## start

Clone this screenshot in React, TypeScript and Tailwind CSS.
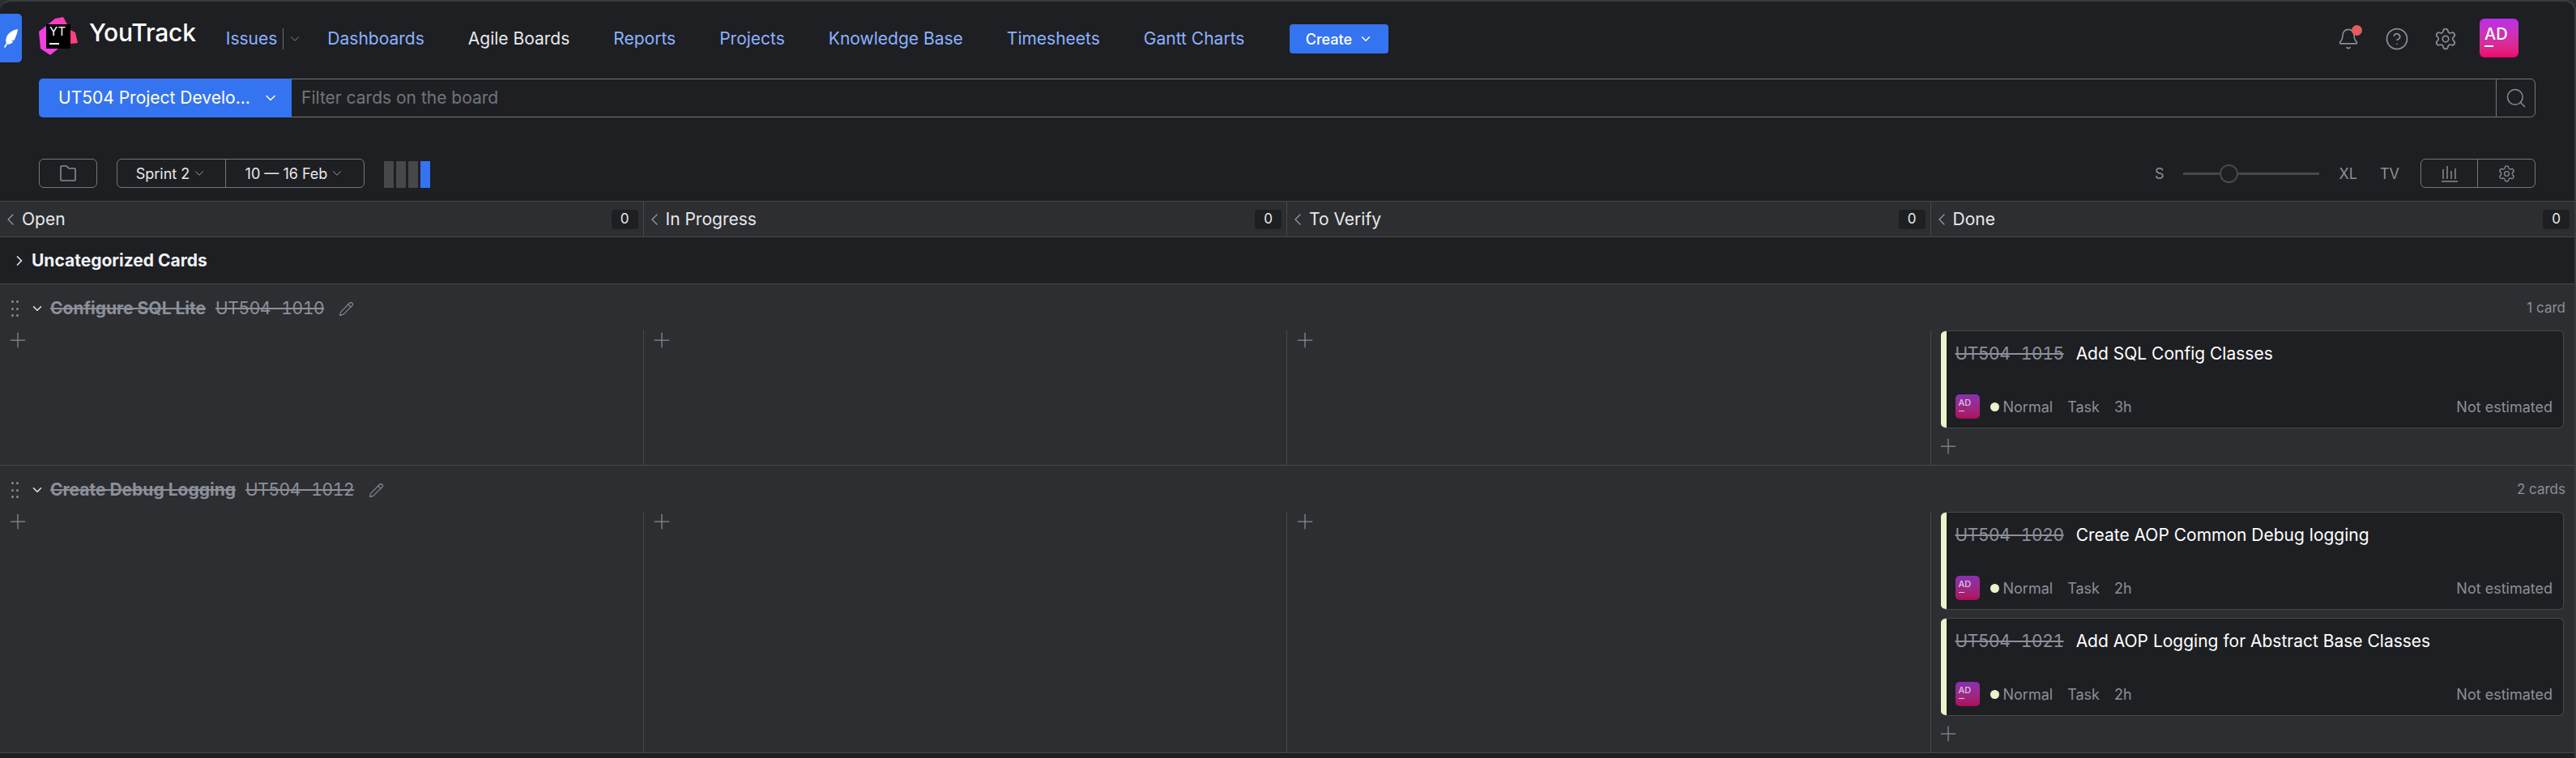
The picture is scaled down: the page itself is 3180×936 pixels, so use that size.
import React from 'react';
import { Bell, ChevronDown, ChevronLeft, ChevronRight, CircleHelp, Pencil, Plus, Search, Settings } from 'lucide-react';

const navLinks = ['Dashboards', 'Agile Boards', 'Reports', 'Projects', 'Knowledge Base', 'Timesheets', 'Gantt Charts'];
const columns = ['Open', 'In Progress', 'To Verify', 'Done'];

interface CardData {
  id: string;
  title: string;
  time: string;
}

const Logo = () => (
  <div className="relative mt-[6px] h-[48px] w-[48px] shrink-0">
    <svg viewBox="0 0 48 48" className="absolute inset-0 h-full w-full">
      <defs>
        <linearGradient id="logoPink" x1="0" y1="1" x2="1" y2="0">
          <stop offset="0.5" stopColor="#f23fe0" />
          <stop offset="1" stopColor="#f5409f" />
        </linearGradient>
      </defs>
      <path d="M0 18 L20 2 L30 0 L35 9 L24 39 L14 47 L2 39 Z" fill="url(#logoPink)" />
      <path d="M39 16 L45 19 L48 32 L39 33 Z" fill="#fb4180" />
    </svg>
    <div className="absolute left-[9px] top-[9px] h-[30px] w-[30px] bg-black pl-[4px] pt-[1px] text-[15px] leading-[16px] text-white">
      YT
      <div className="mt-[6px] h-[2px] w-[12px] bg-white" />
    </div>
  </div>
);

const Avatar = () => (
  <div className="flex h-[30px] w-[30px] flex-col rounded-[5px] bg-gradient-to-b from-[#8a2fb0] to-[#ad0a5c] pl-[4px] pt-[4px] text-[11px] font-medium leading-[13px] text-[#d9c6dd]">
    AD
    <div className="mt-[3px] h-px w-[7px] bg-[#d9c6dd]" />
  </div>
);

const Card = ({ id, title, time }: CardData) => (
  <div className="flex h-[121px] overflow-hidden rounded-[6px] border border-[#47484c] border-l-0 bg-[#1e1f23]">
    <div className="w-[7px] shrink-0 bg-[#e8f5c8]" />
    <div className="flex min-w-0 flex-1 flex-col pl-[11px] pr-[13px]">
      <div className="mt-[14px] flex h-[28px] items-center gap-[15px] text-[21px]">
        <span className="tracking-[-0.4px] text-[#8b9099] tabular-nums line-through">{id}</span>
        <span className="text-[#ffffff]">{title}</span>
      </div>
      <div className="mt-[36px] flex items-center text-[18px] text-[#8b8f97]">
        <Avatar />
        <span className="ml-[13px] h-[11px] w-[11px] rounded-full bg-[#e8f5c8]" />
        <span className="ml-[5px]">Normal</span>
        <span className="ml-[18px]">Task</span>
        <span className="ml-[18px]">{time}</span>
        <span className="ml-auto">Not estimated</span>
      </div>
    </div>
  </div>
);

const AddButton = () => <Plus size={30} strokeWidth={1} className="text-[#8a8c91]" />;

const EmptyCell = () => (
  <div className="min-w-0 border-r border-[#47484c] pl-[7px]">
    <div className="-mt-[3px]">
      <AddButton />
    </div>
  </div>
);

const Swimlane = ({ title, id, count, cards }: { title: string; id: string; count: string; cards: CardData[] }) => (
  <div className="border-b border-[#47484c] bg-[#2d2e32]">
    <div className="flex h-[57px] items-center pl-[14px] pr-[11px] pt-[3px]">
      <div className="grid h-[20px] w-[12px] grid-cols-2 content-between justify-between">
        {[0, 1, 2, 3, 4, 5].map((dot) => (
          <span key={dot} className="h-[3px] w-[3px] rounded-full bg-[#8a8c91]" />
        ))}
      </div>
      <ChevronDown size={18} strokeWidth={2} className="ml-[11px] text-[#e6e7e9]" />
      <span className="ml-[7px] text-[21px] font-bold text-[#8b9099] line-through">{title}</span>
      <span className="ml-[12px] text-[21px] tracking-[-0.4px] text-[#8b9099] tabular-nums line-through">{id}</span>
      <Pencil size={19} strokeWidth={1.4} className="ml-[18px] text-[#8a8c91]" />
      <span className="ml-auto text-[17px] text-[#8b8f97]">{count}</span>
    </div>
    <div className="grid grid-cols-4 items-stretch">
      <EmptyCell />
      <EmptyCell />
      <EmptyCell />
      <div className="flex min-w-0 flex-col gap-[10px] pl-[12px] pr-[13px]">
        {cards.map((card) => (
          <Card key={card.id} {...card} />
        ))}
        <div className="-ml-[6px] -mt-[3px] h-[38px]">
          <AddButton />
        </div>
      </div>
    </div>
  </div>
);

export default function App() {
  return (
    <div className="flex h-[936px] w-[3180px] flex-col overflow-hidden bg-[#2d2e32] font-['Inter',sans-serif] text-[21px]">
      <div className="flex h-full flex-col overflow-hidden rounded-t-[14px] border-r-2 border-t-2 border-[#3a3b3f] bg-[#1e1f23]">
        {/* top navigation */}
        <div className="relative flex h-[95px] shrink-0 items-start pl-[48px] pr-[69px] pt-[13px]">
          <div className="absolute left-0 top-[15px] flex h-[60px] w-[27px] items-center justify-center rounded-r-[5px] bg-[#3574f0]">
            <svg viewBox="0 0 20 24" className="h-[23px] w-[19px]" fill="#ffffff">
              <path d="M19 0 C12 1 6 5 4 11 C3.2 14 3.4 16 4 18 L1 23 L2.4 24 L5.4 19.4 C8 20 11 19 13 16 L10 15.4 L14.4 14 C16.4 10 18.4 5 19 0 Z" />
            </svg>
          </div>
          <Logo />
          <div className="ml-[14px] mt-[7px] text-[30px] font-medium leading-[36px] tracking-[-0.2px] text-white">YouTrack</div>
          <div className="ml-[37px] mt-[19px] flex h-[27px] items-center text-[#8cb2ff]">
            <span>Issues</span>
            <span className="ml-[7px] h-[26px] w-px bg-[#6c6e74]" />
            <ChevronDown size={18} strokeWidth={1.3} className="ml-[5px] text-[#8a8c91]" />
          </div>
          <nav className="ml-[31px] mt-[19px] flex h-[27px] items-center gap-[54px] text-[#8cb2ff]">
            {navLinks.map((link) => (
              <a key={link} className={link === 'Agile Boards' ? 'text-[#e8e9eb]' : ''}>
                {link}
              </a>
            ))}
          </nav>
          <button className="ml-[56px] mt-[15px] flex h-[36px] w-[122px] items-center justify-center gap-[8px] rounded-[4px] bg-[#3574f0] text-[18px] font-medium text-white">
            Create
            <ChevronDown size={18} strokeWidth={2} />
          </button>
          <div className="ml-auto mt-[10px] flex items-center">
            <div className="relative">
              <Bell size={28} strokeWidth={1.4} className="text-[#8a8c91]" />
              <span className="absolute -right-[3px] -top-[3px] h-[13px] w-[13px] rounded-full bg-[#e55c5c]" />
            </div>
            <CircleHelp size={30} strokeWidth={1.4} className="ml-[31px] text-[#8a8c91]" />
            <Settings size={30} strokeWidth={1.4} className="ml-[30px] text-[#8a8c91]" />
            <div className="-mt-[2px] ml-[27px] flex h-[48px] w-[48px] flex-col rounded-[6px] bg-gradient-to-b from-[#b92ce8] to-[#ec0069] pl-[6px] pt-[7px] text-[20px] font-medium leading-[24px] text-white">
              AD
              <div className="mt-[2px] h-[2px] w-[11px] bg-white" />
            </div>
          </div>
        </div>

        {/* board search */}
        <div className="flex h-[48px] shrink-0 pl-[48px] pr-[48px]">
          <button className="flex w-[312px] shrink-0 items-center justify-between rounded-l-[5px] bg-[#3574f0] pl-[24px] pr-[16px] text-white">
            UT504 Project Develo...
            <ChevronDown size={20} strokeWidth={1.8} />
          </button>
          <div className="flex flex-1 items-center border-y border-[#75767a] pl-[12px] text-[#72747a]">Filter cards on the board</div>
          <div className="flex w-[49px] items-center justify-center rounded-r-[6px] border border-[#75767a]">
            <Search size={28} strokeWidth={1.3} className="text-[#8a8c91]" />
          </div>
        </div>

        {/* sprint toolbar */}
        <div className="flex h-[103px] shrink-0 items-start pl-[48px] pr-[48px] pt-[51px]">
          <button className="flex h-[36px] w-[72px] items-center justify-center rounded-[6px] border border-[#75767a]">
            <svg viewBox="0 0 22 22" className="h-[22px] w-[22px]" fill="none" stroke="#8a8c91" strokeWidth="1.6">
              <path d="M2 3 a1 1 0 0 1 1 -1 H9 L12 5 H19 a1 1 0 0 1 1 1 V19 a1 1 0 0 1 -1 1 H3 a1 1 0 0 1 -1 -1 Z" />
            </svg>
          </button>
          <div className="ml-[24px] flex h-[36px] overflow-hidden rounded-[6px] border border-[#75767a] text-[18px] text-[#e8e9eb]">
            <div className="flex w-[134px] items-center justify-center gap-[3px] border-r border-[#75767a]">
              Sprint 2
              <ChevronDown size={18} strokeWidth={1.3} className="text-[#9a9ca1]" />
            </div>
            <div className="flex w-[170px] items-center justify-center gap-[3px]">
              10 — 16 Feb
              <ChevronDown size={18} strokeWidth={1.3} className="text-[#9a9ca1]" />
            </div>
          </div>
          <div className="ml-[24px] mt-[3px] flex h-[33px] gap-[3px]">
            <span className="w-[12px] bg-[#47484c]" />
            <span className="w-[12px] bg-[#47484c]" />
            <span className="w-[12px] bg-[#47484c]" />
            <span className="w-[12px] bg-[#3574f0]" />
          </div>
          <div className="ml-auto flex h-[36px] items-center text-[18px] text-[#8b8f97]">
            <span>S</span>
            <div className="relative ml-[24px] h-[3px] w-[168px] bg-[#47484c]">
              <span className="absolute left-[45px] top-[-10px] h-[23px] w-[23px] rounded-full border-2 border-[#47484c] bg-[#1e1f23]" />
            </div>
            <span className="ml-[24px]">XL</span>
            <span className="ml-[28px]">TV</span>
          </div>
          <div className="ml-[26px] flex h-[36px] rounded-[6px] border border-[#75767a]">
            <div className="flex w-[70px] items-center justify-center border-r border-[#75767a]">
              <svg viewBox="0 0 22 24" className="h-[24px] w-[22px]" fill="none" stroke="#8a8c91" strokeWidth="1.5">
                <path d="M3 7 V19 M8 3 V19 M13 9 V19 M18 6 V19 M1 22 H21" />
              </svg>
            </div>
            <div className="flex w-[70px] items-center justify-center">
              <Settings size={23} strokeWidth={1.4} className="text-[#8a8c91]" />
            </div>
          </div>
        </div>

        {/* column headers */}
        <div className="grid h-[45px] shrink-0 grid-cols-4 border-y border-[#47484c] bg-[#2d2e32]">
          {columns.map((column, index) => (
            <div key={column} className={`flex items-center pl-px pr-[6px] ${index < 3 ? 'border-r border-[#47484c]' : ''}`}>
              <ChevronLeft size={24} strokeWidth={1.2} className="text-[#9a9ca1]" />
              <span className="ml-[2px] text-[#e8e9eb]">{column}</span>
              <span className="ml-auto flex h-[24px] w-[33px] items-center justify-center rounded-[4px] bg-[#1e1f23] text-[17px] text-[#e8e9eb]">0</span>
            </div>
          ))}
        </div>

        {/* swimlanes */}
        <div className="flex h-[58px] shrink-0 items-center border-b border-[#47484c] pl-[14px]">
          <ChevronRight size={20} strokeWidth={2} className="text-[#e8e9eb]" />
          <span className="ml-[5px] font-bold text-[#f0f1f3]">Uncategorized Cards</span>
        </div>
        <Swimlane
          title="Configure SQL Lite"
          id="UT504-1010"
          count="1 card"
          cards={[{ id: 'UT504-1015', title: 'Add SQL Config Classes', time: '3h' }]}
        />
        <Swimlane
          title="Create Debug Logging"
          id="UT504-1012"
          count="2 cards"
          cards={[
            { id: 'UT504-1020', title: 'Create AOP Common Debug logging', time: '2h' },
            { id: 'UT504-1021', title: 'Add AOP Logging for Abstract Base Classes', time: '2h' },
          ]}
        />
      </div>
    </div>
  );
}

## end

> GIVEN EXERCISE
Leave out any pictures and return exactly the lines from the beginning of the data through the line with "Plus, Search, Settings", inclusive.

> OUTPUT OF THE EXERCISE
Clone this screenshot in React, TypeScript and Tailwind CSS.
The picture is scaled down: the page itself is 3180×936 pixels, so use that size.
import React from 'react';
import { Bell, ChevronDown, ChevronLeft, ChevronRight, CircleHelp, Pencil, Plus, Search, Settings } from 'lucide-react';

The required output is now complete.